Tacitus: The Histories, Volumes I and II eBook

This eBook from the Gutenberg Project consists of approximately 447 pages of information about Tacitus.

Tacitus: The Histories, Volumes I and II eBook

This eBook from the Gutenberg Project consists of approximately 447 pages of information about Tacitus.

Otho next tried to win over the municipalities and provincial 78 towns by similar bribes.  At the colonies of Hispalis and Emerita[172] he enrolled new families of settlers, granted the franchise to the whole community of the Lingones,[173] and made over certain Moorish towns as a gift to the province of Baetica.  Cappadocia and Africa were also granted new privileges, as showy as they were short-lived.  All these grants are excused by the exigences of the moment and the impending crisis, but he even found time to remember his old amours and passed a measure through the senate restoring Poppaea’s statues.[174] He is believed also to have thought of celebrating Nero’s memory as a means of attracting public sympathy.  Some persons actually erected statues of Nero, and there were times when the populace and the soldiers, by way of enhancing his fame and dignity, saluted him as Nero Otho.  However, he refused to commit himself.  He was ashamed to accept the title, yet afraid to forbid its use.

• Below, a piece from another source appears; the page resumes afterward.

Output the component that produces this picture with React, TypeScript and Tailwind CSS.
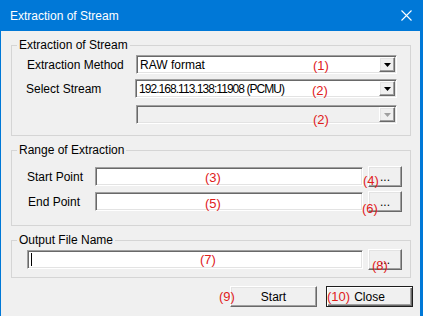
import React from 'react'

const sunken =
  'border border-t-[#a0a0a0] border-l-[#a0a0a0] border-r-white border-b-white shadow-[inset_1px_1px_0_#696969,inset_-1px_-1px_0_#e3e3e3]'
const raised =
  'border border-t-white border-l-white border-r-[#696969] border-b-[#696969] shadow-[inset_-1px_-1px_0_#a0a0a0,inset_1px_1px_0_#e3e3e3] bg-[#f0f0f0]'

function Note({ n, className }: { n: string; className: string }) {
  return (
    <span className={`absolute z-10 text-[13px] leading-[15px] text-[#e0201b] whitespace-nowrap pointer-events-none ${className}`}>
      {n}
    </span>
  )
}

function Combo({ value, disabled, note, noteClass, narrow }: { value?: string; disabled?: boolean; note: string; noteClass: string; narrow?: boolean }) {
  return (
    <div className={`relative flex h-[19px] flex-1 items-center ${sunken} ${disabled ? 'bg-[#f0f0f0]' : 'bg-white'}`}>
      <span className={`flex-1 pl-[3px] ${narrow ? 'text-[12px] tracking-[-0.95px]' : 'text-[12px]'} leading-[14px] text-black`}>{value}</span>
      <div className={`mr-[1px] flex h-[15px] w-[16px] items-center justify-center ${raised}`}>
        <svg width="7" height="4" viewBox="0 0 7 4">
          <path d="M0 0h7L3.5 4z" fill={disabled ? '#a0a0a0' : '#000'} />
        </svg>
      </div>
      <Note n={note} className={`left-[176px] ${noteClass}`} />
    </div>
  )
}

function Field({ note, noteClass, cursor }: { note: string; noteClass: string; cursor?: boolean }) {
  return (
    <div className={`relative h-[19px] flex-1 bg-white ${sunken}`}>
      {cursor && <div className="absolute left-[3px] top-[2px] h-[13px] w-[1px] bg-black" />}
      <Note n={note} className={noteClass} />
    </div>
  )
}

function Dots({ note, noteClass }: { note: string; noteClass: string }) {
  return (
    <div className={`relative flex h-[21px] w-[34px] items-center justify-center text-[12px] leading-[14px] text-black ${raised}`}>
      ...
      <Note n={note} className={noteClass} />
    </div>
  )
}

function Group({ title, children, className }: { title: string; children: React.ReactNode; className: string }) {
  return (
    <fieldset className={`mx-[10px] border border-[#d5d5d5] ${className}`}>
      <legend className="ml-[5px] px-[2px] text-[12px] leading-[14px] text-black">{title}</legend>
      {children}
    </fieldset>
  )
}

export default function App() {
  return (
    <div className="flex h-[316px] w-[423px] flex-col overflow-hidden bg-[#f0f0f0] font-['Liberation_Sans',Arial,sans-serif]">
      {/* Title bar */}
      <div className="flex h-[31px] items-center justify-between bg-[#0078d7] pl-[10px] pr-[11px] text-white">
        <span className="text-[12px] leading-[14px]">Extraction of Stream</span>
        <svg width="11" height="11" viewBox="0 0 11 11">
          <path d="M0.5 0.5l10 10M10.5 0.5l-10 10" stroke="#fff" strokeWidth="1.1" />
        </svg>
      </div>

      <div className="flex flex-1 flex-col border-l border-r-[3px] border-[#0078d7]">
        <Group title="Extraction of Stream" className="mt-[7px] mr-[9px]">
          <div className="flex flex-col pl-[15px] pr-[13px] pt-[3px] pb-[11px] text-[12px] leading-[14px] text-black">
            <div className="flex items-center">
              <span className="w-[109px]">Extraction Method</span>
              <Combo value="RAW format" note="(1)" noteClass="top-[2px]" />
            </div>
            <div className="mt-[5px] flex items-center">
              <span className="w-[109px] -ml-[1px]">Select Stream</span>
              <Combo value="192.168.113.138:11908 (PCMU)" narrow note="(2)" noteClass="top-[3px]" />
            </div>
            <div className="mt-[7px] flex items-center">
              <span className="w-[109px]" />
              <Combo disabled note="(2)" noteClass="top-[6px]" />
            </div>
          </div>
        </Group>

        <Group title="Range of Extraction" className="mt-[7px] mr-[9px]">
          <div className="flex flex-col pl-[15px] pr-[8px] pt-[9px] pb-[13px] text-[12px] leading-[14px] text-black">
            <div className="flex h-[21px] items-center gap-[5px]">
              <span className="w-[63px]">Start Point</span>
              <Field note="(3)" noteClass="left-[109px] top-[2px]" />
              <Dots note="(4)" noteClass="-left-[6px] top-[6px]" />
            </div>
            <div className="mt-[4px] flex h-[21px] items-center gap-[5px]">
              <span className="w-[63px] pl-[1px]">End Point</span>
              <Field note="(5)" noteClass="left-[109px] top-[3px]" />
              <Dots note="(6)" noteClass="-left-[7px] top-[9px]" />
            </div>
          </div>
        </Group>

        <Group title="Output File Name" className="mt-[7px] mr-[9px]">
          <div className="flex h-[21px] items-center gap-[5px] pl-[15px] pr-[8px] mt-[2px] mb-[7px] box-content">
            <Field cursor note="(7)" noteClass="left-[172px] top-[1px]" />
            <Dots note="(8)" noteClass="left-[3px] top-[8px]" />
          </div>
        </Group>

        <div className="mt-[8px] flex justify-end gap-[9px] pr-[7px] text-[12px] leading-[14px] text-black">
          <div className={`relative flex h-[21px] w-[87px] items-center justify-center ${raised}`}>
            Start
            <Note n="(9)" className="-left-[12px] top-[2px]" />
          </div>
          <div className="relative flex h-[21px] w-[87px] items-center justify-center border border-[#1e1e1e] bg-[#f0f0f0] shadow-[inset_1px_1px_0_#ffffff,inset_-1px_-1px_0_#696969,inset_-2px_-2px_0_#a0a0a0]">
            Close
            <Note n="(10)" className="left-[0px] top-[2px]" />
          </div>
        </div>
      </div>
    </div>
  )
}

While the whole of Rome was intent upon the civil war, foreign 79 affairs were neglected.  Consequently a Sarmatian tribe called the Rhoxolani,[175] who had cut up two cohorts of auxiliaries in the previous winter, now formed the still more daring scheme of invading Moesia.  Inspirited by success, they assembled nearly 9,000 mounted men, all more intent on plunder than on fighting.  While they were riding about aimlessly without any suspicion of danger, they were suddenly attacked by the Third legion[176] and its native auxiliaries.  On the Roman side everything was ready for a battle:  the Sarmatians were scattered over the country; some in their greed for plunder were heavily laden, and their horses could scarcely move on the slippery roads.  They were caught in a trap and cut to pieces.  It is quite extraordinary how all a Sarmatian’s courage is, so to speak, outside himself.  Fighting on foot, no one is more cowardly; but their cavalry charge would break almost any troops.  On this occasion it was raining and the ground was greasy with thaw; their pikes and their long swords, needing both hands to wield, were useless; their horses slipped and they were encumbered by the heavy coat of mail which all their chiefs and nobles wear.  Being made of iron plates and a very hard kind of leather, it is impenetrable to blows, but most inconvenient for any one who is knocked down by a charge of the enemy and tries to get up.  Besides, they sank into the deep, soft snow.  The Roman soldiers in their neat leather jerkins, armed with javelin and lance, and using, if need be, their light swords, sprang on the unarmed Sarmatians (they never carry shields) and stabbed them at close quarters.  A few, surviving the battle, hid themselves in the marshes, and there perished miserably from the severity of the winter and their wounds.  When the news of this reached Rome, Marcus Aponius, the governor of Moesia, was granted a triumphal statue,[177] while the commanding officers of the legions, Fulvius Aurelius, Tettius Julianus, and Numisius Lupus, received the insignia of consular rank.  Otho was delighted and took all the credit to himself, as if he had been the successful general, and had himself employed his officers and armies to enlarge the empire.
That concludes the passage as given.